Kara Murphy Schlichting

Assistant Professor of American and New York City History

Kara Schlichting is an Assistant Professor of History at Queens College, CUNY. She earned her PhD from Rutgers University in 2014. Her work in late-19th and 20th-century American History sits at the intersection of urban, environmental, and political history, with a particular focus on property regimes and regional planning in greater New York City. Her teaching interests range from the history of 1960s America, the city in American history, the history of New York City, and environmental history, including an interdisciplinary class on water. She is currently working on a project on tideland property development to investigate how legal theory, coastal resiliency planning, and land politics shape American waterfronts. Schlichting held a Mellon fellowship in Urban Landscape Studies at Dumbarton Oaks Research Library and Collection in Washington, D.C., for the spring of 2016 for her new project entitled “The Nature of Urban Coastal Resiliency: Twentieth-Century Governance, Environmental Management, and Design.”

Contact

2036103334

Positions

Assistant Professor, History, Queens College

Publications

Schlichting, Kara Murphy, “Rethinking the Bronx’s ‘Soundview Slums’: The Intersecting Histories of Large-Scale Waterfront Redevelopment and Community-Scaled Planning in an Era of Urban Renewal,” Journal of Planning History, 16, Issue 2 (May 2017), 112–138.

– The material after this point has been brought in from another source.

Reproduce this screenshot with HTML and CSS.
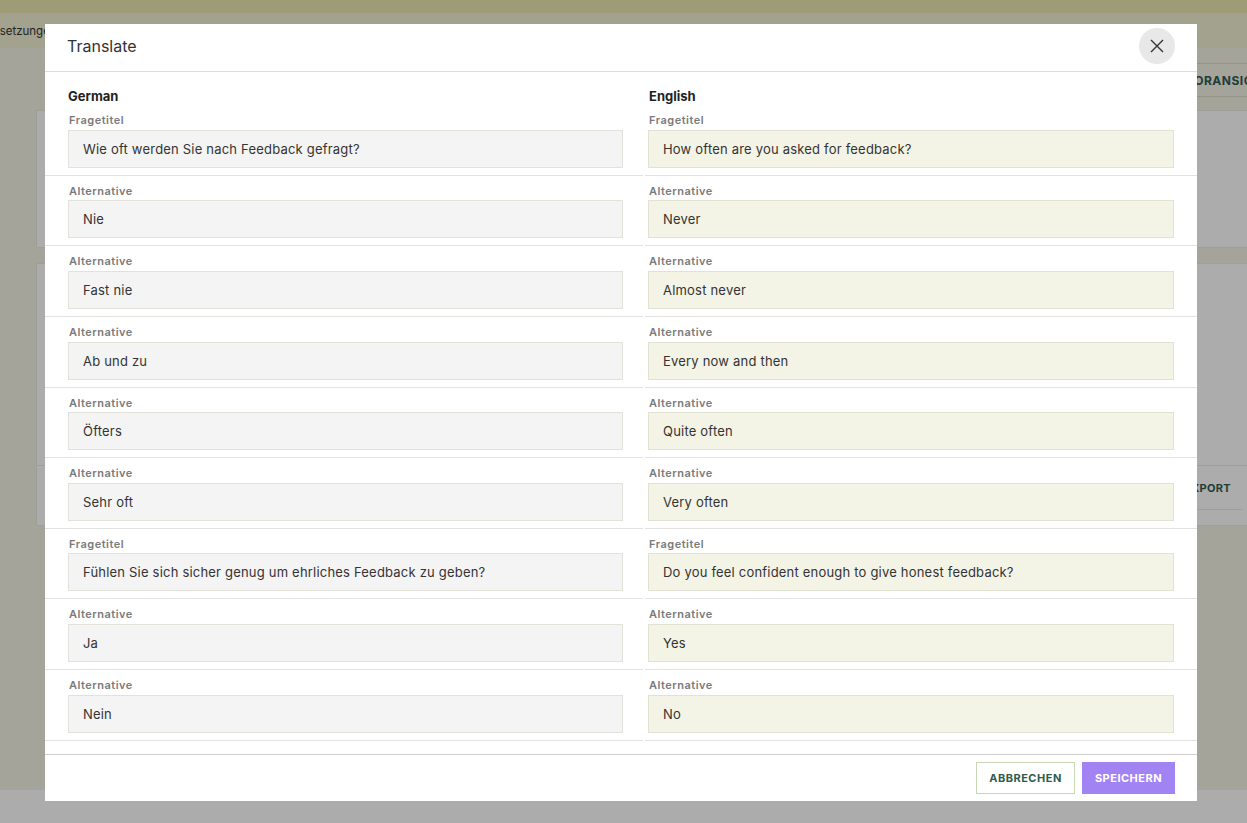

http://academicworks.cuny.edu/qc_pubs/159

Abstract

In the 1910s, the bungalow colony Harding Park developed on marshy Clason Point. Through the 1930s–1950s, Robert Moses sought to modernize this East Bronx waterfront through the Parks Department and the Committee on Slum Clearance. While localism and special legislative treatment enabled Harding Park’s preservation as a co-op in 1981, the abandonment of master planning left neighboring Soundview Park unfinished. The entwined histories of recreation and residency on Clason Point reveal the beneficial and detrimental effects of both urban renewal and community development, while also demonstrating the complicated relationship between localism and largescale planning in postwar New York City.